When I saw this tree all I kept thinking was "Its alive!"



The night markets in Tainan are also a different story. They are bustling so much with hoards of people that it’s a little overwhelming at times. I found it easier to eat before you go so that you don’t feel pressured to eat everything and anything, but instead can be a little more picky with the stands I visit. The most interesting food I got on this trip was fresh fruit jelly balls. They took dragon fruit, pineapple, apple, peach, kiwi, grapes, and mango and put them in jello pretty much. Then they smother the balls in honey and cover them in ice. Now I don’t particularly like jello, mostly because of the texture so don’t ask me why I even tried this, but some of the fruits actually did taste quite good. I. would go back and have the peach and kiwi balls again, but I would stay away from the dragon fruit because that fruit has no taste at all in my opinion. I have come to appreciate the small night market in my town over these huge events in neighboring counties.

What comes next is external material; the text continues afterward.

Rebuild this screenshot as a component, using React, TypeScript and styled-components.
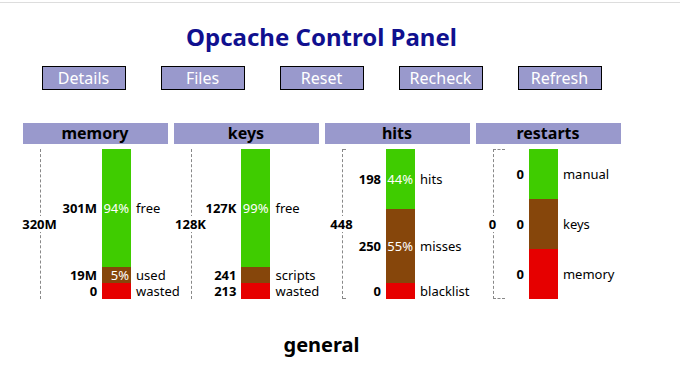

There is something more about the vendors recognizing you and being able to have a conversation while they make your food than worrying about lines and being pushed from behind.




One more county off my bucket list. I believe there are 16 counties in all, one of which is an island off Taiwan which will be hard to visit. Nevertheless, I am trying to visit all of Taiwan’s counties before I leave at the end of July. So far I have been in Taitung (where I live), 花蓮 Hualian, 台北 Taipei, and now 台南Tainan as well. 4 down, only 12 more to go.